Ultrafine fibers were electrospun from polyacrylonitrile (PAN) and
/N,N-dimethylformamide (DMF) solution to be used as a precursor for
carbon nanofibers. An electrospinning set-up was designed, constructed
used to collect fibers with diameter ranging from 104 nm to 434 nm.
Morphology of fibers and its distribution were investigated by varying
Berry’s number, charge density, spinning angle, spinneret diameter and
collector area. A more systematic understanding of process parameters was
obtained and a quantitative relationship between electrospinning
parameters and average fiber diameter was established by using response
surface methodology (RSM).
Optimum electrospinning conditions by using RSM have been
utilized to produce five MWCNTs/PAN nanofibril composites. The as
electrospun fabrics have been heat treated through two steps; stabilization
and carbonization assisted by using static pressure.
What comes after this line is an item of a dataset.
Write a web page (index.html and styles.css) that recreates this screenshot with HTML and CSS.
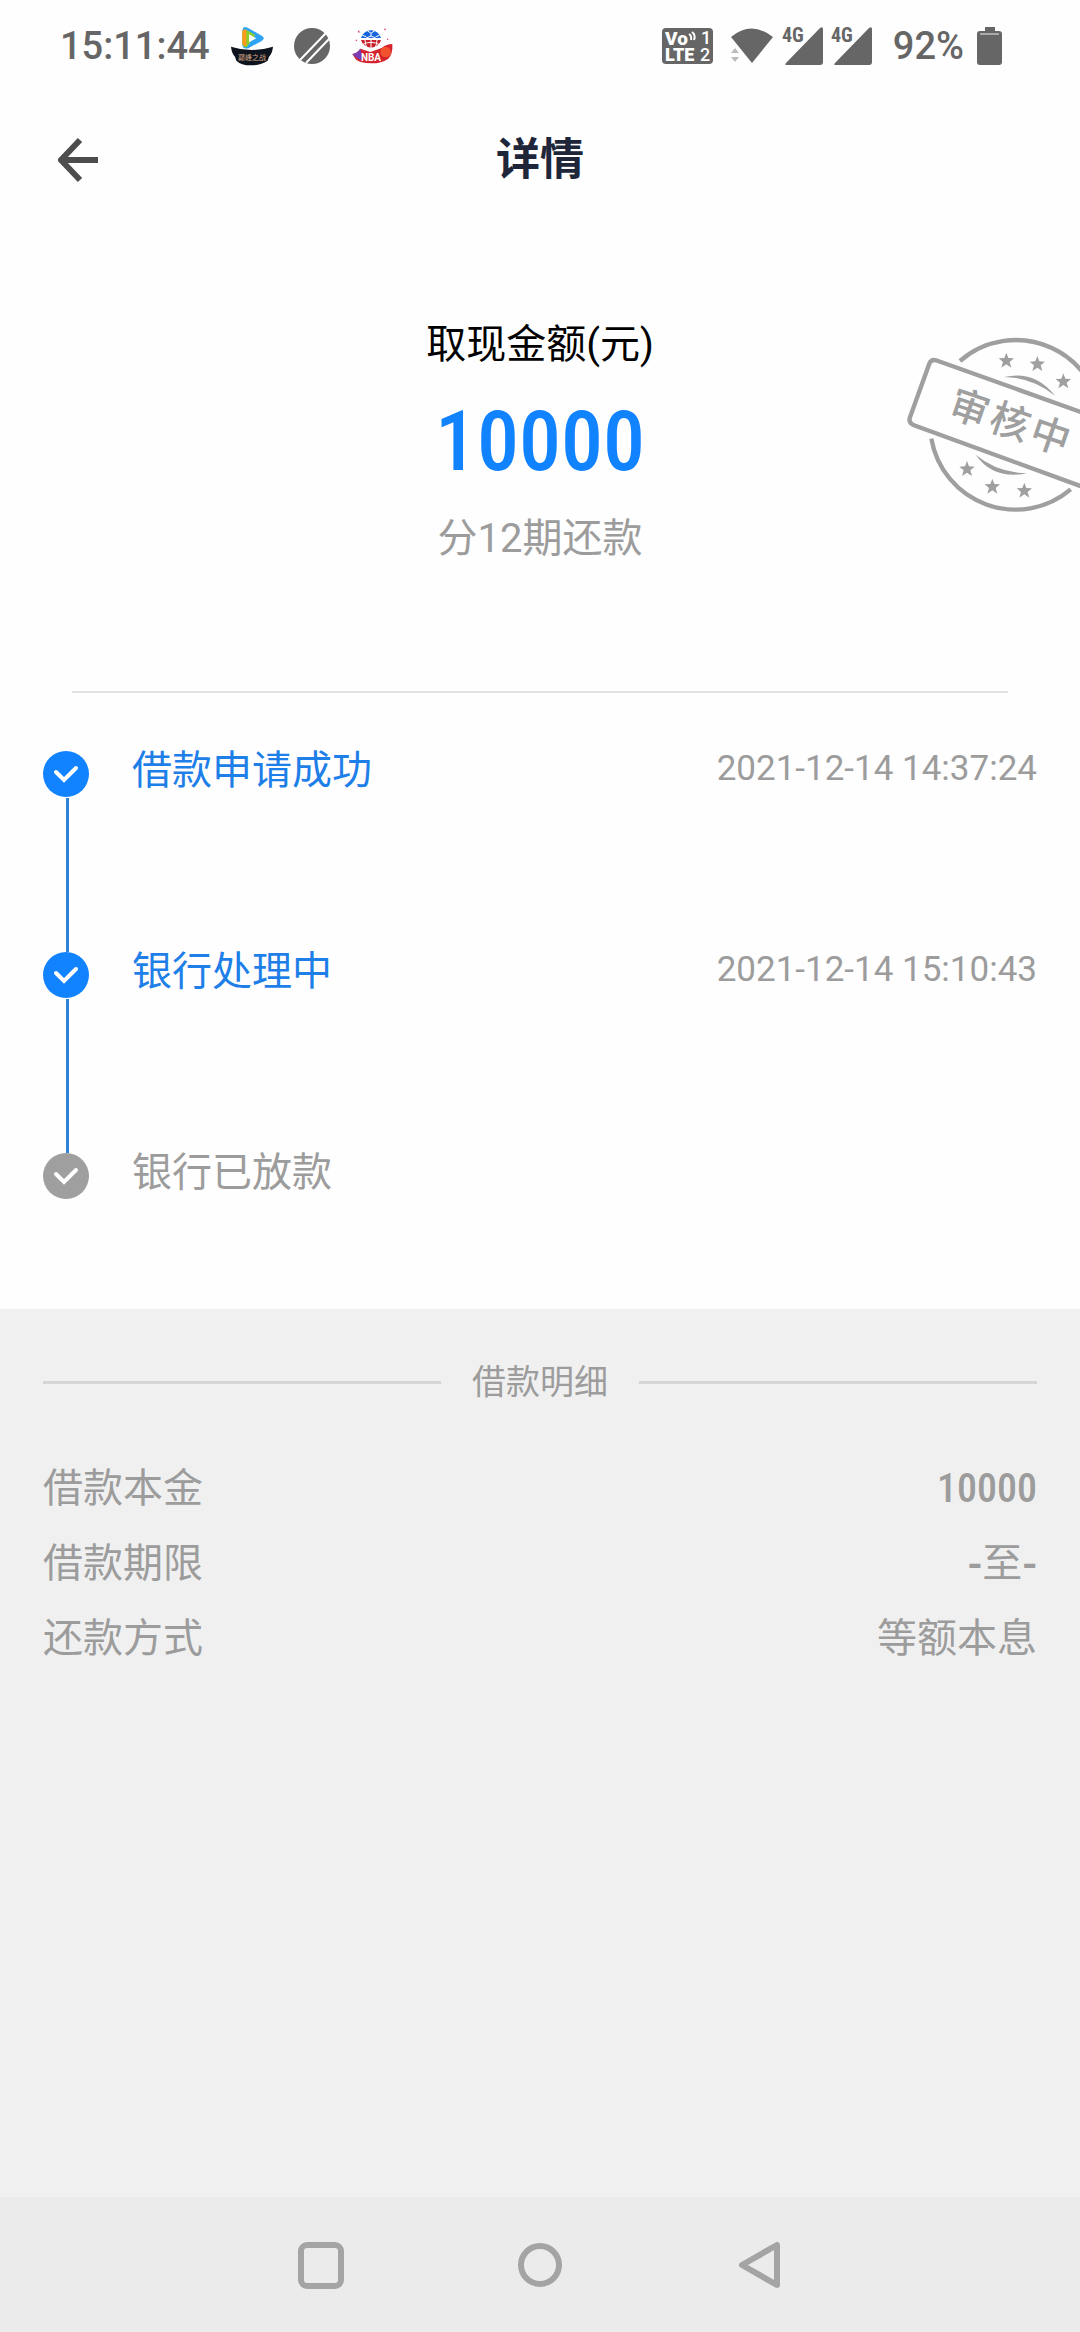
FILE: index.html
```html
<!DOCTYPE html>
<html lang="zh-CN">
<head>
<meta charset="utf-8">
<meta name="viewport" content="width=device-width, initial-scale=1">
<title>详情</title>
<link rel="stylesheet" href="styles.css">
</head>
<body class="page">
<div class="status">
  <div class="status-group">
    <span class="status-text status-clock">15:11:44</span>
    <svg class="status-app" width="42" height="40" viewBox="0 0 126 120" aria-hidden="true">
      <path d="M34 18q0-20 16-13l42 24q12 8 0 16L52 67q-18 4-18-12z" fill="#2fa4f5"/>
      <path d="M34 22q0-14 13-10l26 15-26 37q-13 0-13-12z" fill="#8ccf2d"/>
      <path d="M34 16q2-8 12-5v48q-10 2-12-6z" fill="#ff9a1a"/>
      <path d="M54 25v24l22-12z" fill="#fff"/>
      <path d="M0 62q62 20 126 0-2 20-12 30l-4 12q-20 14-50 14t-44-14l-4-12Q2 82 0 62z" fill="#0d141d"/>
      <text class="badge-title" x="63" y="101" text-anchor="middle" font-size="21">巅峰之战</text>
    </svg>
    <svg class="status-app" width="36" height="36" viewBox="0 0 36 36" aria-hidden="true">
      <circle cx="18" cy="18" r="18" fill="#666"/>
      <path d="M6 32 32 5M12 35 35 11" stroke="#fff" stroke-width="2" fill="none"/>
    </svg>
    <svg class="status-app" width="42" height="36" viewBox="0 0 126 108" aria-hidden="true">
      <path d="M4 78q14-2 24-16l30 10 34-12q14-12 32-12 2 30-12 44-20 14-50 14-36 0-48-12z" fill="#d4232c"/>
      <path d="M4 78q14-2 24-16l8 34-14-2z" fill="#7a3cb4"/>
      <circle cx="104" cy="72" r="16" fill="#f0532d"/>
      <circle cx="60" cy="34" r="33" fill="#fff"/>
      <path d="M30 30a31 31 0 0 1 60 0z" fill="#1764dc"/>
      <path d="M30 36h60a31 31 0 0 1-60 0z" fill="#c8202c"/>
      <path d="M46 6l14 10 14-10M60 16v8l-14 6M60 24l14 6M34 22l12 4M86 22l-12 4M42 36q0 14 8 28M60 36v30M78 36q0 14-8 28M34 50q26-14 52 0" stroke="#fff" stroke-width="3" fill="none"/>
      <path d="M22 8l3 6M100 6l4-4M108 34h4M14 36l4 2" stroke="#e05570" stroke-width="4"/>
      <text class="badge-nba" x="60" y="99" text-anchor="middle" font-size="30">NBA</text>
    </svg>
  </div>
  <div class="status-group status-right">
    <svg width="51" height="36" viewBox="0 0 51 36" aria-hidden="true">
      <rect width="51" height="36" rx="4" fill="#666"/>
      <g class="volte">
        <text x="3" y="17" font-size="19">Vo</text>
        <text x="3" y="33" font-size="18">LTE</text>
        <text class="volte-num" x="39" y="16" font-size="18">1</text>
        <text class="volte-num" x="38" y="33" font-size="18">2</text>
      </g>
      <path d="M27 6q3 2 2 6M30 4q4 3 2 8" stroke="#fff" stroke-width="2" fill="none"/>
    </svg>
    <svg class="wifi" width="43" height="36" viewBox="0 0 43 36" aria-hidden="true">
      <path d="M1 9Q21-8 43 9L22 35z" fill="#666"/>
      <path d="M1 25l4-5 4 5zM1 29h8l-4 5z" fill="#bbb"/>
    </svg>
    <svg class="signal" width="41" height="50" viewBox="0 -6 41 50" aria-hidden="true">
      <path d="M4 36 38 1q3-2 3 1v33q0 3-3 3H5q-3 0-1-2z" fill="#666"/>
      <text class="net" x="0" y="15" font-size="20">4G</text>
    </svg>
    <svg class="signal" width="41" height="50" viewBox="0 -6 41 50" aria-hidden="true">
      <path d="M4 36 38 1q3-2 3 1v33q0 3-3 3H5q-3 0-1-2z" fill="#666"/>
      <text class="net" x="0" y="15" font-size="20">4G</text>
    </svg>
    <span class="status-text status-battery">92%</span>
    <svg width="25" height="38" viewBox="0 0 25 38" aria-hidden="true">
      <path d="M8 0h10v4h4q3 0 3 3v28q0 3-3 3H3q-3 0-3-3V7q0-3 3-3h5z" fill="#666"/>
      <path d="M3 7h19" stroke="#aaa" stroke-width="2"/>
    </svg>
  </div>
</div>

<header class="header">
  <button class="back" type="button" aria-label="返回">
    <svg width="44" height="46" viewBox="0 0 44 46" aria-hidden="true">
      <path d="M24 3 5 23 24 43M5 23H42" fill="none" stroke="#4d4d4d" stroke-width="6" stroke-linejoin="round"/>
    </svg>
  </button>
  <h1 class="title">详情</h1>
</header>

<main class="main">
  <section class="summary">
    <p class="summary-label">取现金额(元)</p>
    <p class="summary-amount">10000</p>
    <p class="summary-term">分12期还款</p>
    <svg class="stamp" width="190" height="210" viewBox="0 0 570 630" role="img" aria-label="审核中">
      <defs>
        <path id="star" d="M0-24 6-8 23-7 10 4 15 21 0 11-15 21-10 4-23-7-6-8z"/>
      </defs>
      <g fill="none" stroke="#9f9f9f" stroke-width="13">
        <path d="M210 123A256 256 0 0 1 634 316M124 356A256 256 0 0 0 542 508"/>
        <path d="M640 300 138 121q-14-4-20 10L60 292q-6 16 12 24L640 523"/>
      </g>
      <g fill="#9f9f9f">
        <path d="M342 171Q434 150 495 227 426 172 342 171zM257 404Q320 457 411 460 310 480 257 404z"/>
        <use href="#star" x="349" y="122"/>
        <use href="#star" x="442" y="132"/>
        <use href="#star" x="520" y="184"/>
        <use href="#star" x="231" y="447"/>
        <use href="#star" x="307" y="500"/>
        <use href="#star" x="403" y="512"/>
      </g>
      <text class="stamp-text" transform="translate(361 304) rotate(19)" x="-128 0 128" y="44" text-anchor="middle" font-size="118">审核中</text>
    </svg>
  </section>

  <ol class="steps">
    <li class="step step-done">
      <svg class="step-icon" width="46" height="46" viewBox="0 0 46 46" aria-hidden="true">
        <circle class="step-dot" cx="23" cy="23" r="23"/>
        <path class="step-tick" d="M13 21l8 8 12-12"/>
      </svg>
      <span class="step-name">借款申请成功</span>
      <time class="step-time" datetime="2021-12-14T14:37:24">2021-12-14 14:37:24</time>
    </li>
    <li class="step step-done">
      <svg class="step-icon" width="46" height="46" viewBox="0 0 46 46" aria-hidden="true">
        <circle class="step-dot" cx="23" cy="23" r="23"/>
        <path class="step-tick" d="M13 21l8 8 12-12"/>
      </svg>
      <span class="step-name">银行处理中</span>
      <time class="step-time" datetime="2021-12-14T15:10:43">2021-12-14 15:10:43</time>
    </li>
    <li class="step">
      <svg class="step-icon" width="46" height="46" viewBox="0 0 46 46" aria-hidden="true">
        <circle class="step-dot" cx="23" cy="23" r="23"/>
        <path class="step-tick" d="M13 21l8 8 12-12"/>
      </svg>
      <span class="step-name">银行已放款</span>
    </li>
  </ol>

  <section class="details">
    <h2 class="details-title">借款明细</h2>
    <dl class="details-list">
      <div class="row"><dt>借款本金</dt><dd class="row-number">10000</dd></div>
      <div class="row"><dt>借款期限</dt><dd><span class="row-dash">-</span>至<span class="row-dash">-</span></dd></div>
      <div class="row"><dt>还款方式</dt><dd>等额本息</dd></div>
    </dl>
  </section>
</main>

<nav class="nav" aria-label="系统导航">
  <button class="nav-button" type="button" aria-label="最近任务">
    <svg width="48" height="48" viewBox="0 0 48 48" aria-hidden="true"><rect x="4" y="4" width="40" height="41" rx="6"/></svg>
  </button>
  <button class="nav-button" type="button" aria-label="主页">
    <svg width="48" height="48" viewBox="0 0 48 48" aria-hidden="true"><circle cx="24" cy="24" r="19"/></svg>
  </button>
  <button class="nav-button" type="button" aria-label="返回上一页">
    <svg width="48" height="48" viewBox="0 0 48 48" aria-hidden="true"><path d="M42 4v40L7 24z"/></svg>
  </button>
</nav>
</body>
</html>
```

FILE: styles.css
```css
* {
  box-sizing: border-box;
}

.page {
  margin: 0;
  min-height: 100vh;
  display: flex;
  flex-direction: column;
  background: #fefefe;
  color: #9c9c9c;
  font-family: Roboto, "Noto Sans CJK SC", sans-serif;
  font-size: 40px;
  line-height: 60px;
}

/* status bar */
.status {
  display: flex;
  justify-content: space-between;
  height: 92px;
  padding: 0 78px 0 60px;
}

.status-group {
  display: flex;
  align-items: center;
}

.status-text {
  color: #666;
  font-size: 38px;
  font-weight: 500;
}

.status-app {
  margin-left: 21px;
}

.badge-title {
  fill: #d9a988;
  font-family: "Noto Sans CJK SC", sans-serif;
}

.badge-nba {
  fill: #fff;
  font-weight: 700;
}

.volte {
  fill: #fff;
  font-weight: 900;
}

.volte-num {
  font-weight: 500;
}

.wifi {
  margin: 0 9px 0 17px;
}

.signal {
  margin-right: 8px;
}

.net {
  fill: #666;
  font-family: "Roboto Condensed", Roboto, sans-serif;
  font-weight: 700;
}

.status-battery {
  margin: 0 13px;
}

/* title bar */
.header {
  display: grid;
  grid-template-columns: 1fr auto 1fr;
  align-items: center;
  height: 136px;
  padding: 0 56px;
}

.back {
  justify-self: start;
  display: flex;
  padding: 0;
  border: 0;
  background: none;
}

.title {
  margin: 0;
  color: #20263a;
  font-size: 44px;
  font-weight: 700;
}

.main {
  flex: 1;
  display: flex;
  flex-direction: column;
}

/* amount */
.summary {
  position: relative;
  overflow: hidden;
  padding: 87px 72px 0;
  text-align: center;
}

.summary::after {
  content: "";
  display: block;
  height: 2px;
  margin-top: 122px;
  background: #e1e1e1;
}

.summary-label,
.summary-amount,
.summary-term {
  margin: 0;
}

.summary-label {
  color: #000;
}

.summary-amount {
  padding: 19px 0;
  color: #1283ff;
  font-family: "Roboto Condensed", "Liberation Sans Narrow", Roboto, sans-serif;
  font-size: 84px;
  font-weight: 500;
  line-height: 96px;
}

.stamp {
  position: absolute;
  top: 92px;
  right: 0;
}

.stamp-text {
  fill: #9f9f9f;
  font-family: "Noto Sans CJK SC", sans-serif;
  font-weight: 500;
}

/* progress */
.steps {
  margin: 0;
  padding: 46px 43px 88px;
  list-style: none;
}

.step {
  position: relative;
  display: flex;
  align-items: flex-start;
  min-height: 201px;
}

.step:last-child {
  min-height: 80px;
}

.step-icon {
  margin: 12px 43px 0 0;
  fill: #9f9f9f;
}

.step-tick {
  fill: none;
  stroke: #fff;
  stroke-width: 4;
  stroke-linecap: round;
}

.step-name {
  flex: 1;
  line-height: 64px;
}

.step-time {
  font-size: 35px;
}

.step-done .step-icon {
  fill: #1283ff;
}

.step-done .step-name {
  color: #1f7fe8;
}

.step-done::after {
  content: "";
  position: absolute;
  top: 59px;
  bottom: -12px;
  left: 23px;
  width: 3px;
  background: #2f82da;
}

/* loan details */
.details {
  flex: 1;
  padding: 43px;
  background: #f0f0f0;
}

.details-title {
  display: flex;
  align-items: center;
  gap: 31px;
  margin: 0 0 39px;
  font-size: 34px;
  font-weight: 400;
}

.details-title::before,
.details-title::after {
  content: "";
  flex: 1;
  height: 3px;
  background: #d6d6d6;
}

.details-list {
  margin: 0;
}

.row {
  display: flex;
  justify-content: space-between;
  line-height: 75px;
}

.row dd {
  margin: 0;
}

.row-number {
  font-family: "Roboto Condensed", "Liberation Sans Narrow", Roboto, sans-serif;
  font-weight: 500;
}

.row-dash {
  font-family: "Noto Sans CJK SC", sans-serif;
  font-weight: 700;
  line-height: 1;
}

/* system navigation */
.nav {
  display: flex;
  justify-content: center;
  align-items: center;
  gap: 171px;
  height: 135px;
  background: #ebebeb;
}

.nav-button {
  display: flex;
  padding: 0;
  border: 0;
  background: none;
  fill: none;
  stroke: #a4a4a4;
  stroke-width: 6;
  stroke-linejoin: round;
}
```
Morphological
characterization via SEM showed a reduction in the electrospun nano fibril
average diameter due to hot-pressing from 180 nm to 130 nm. TEM
analysis showed a formation of 2-D graphitic structure for the hot-pressed
samples. Raman spectroscopy analysis showed an increase in the
crystallite size from 3.7 to 9.6 nm for the hot-pressed 5wt.%
MWCNTs/PAN samples. Electrical conductivity of the fabrics has been
investigated by using (H10K13532-50LCR meter). Analytical approach
has been applied based on Lichteneker formula to evaluate the electrical properties of MWCNTs, single nanofiber and single nanofibril composite
as a function in its fabric measured properties. The conductivity and
Dielectric values of hot-pressed fabrics proved the possibility of using it as
a good candidate for surface mounted components especially in biomedical
applications.
Finally, mechanical and tribological characterization of the hot
pressed fabrics by adding MWCNTs improved fabrics modulus of the
modulus of elasticity, coefficient of friction (from 1.7 to 0.15) and abrasive
mass loss (as low as 0.2 mg) have been achieved. The hot-pressed
electrospun MWCNTs/carbon nanofibril composite fabrics can be used, by
controlling MWCNTs wt%, as a good candidate for both journal bearings
(C.O.F. below 0.4 is required) and brake pads (C.O.F. from 0.4 to 0.7 are
required) applications.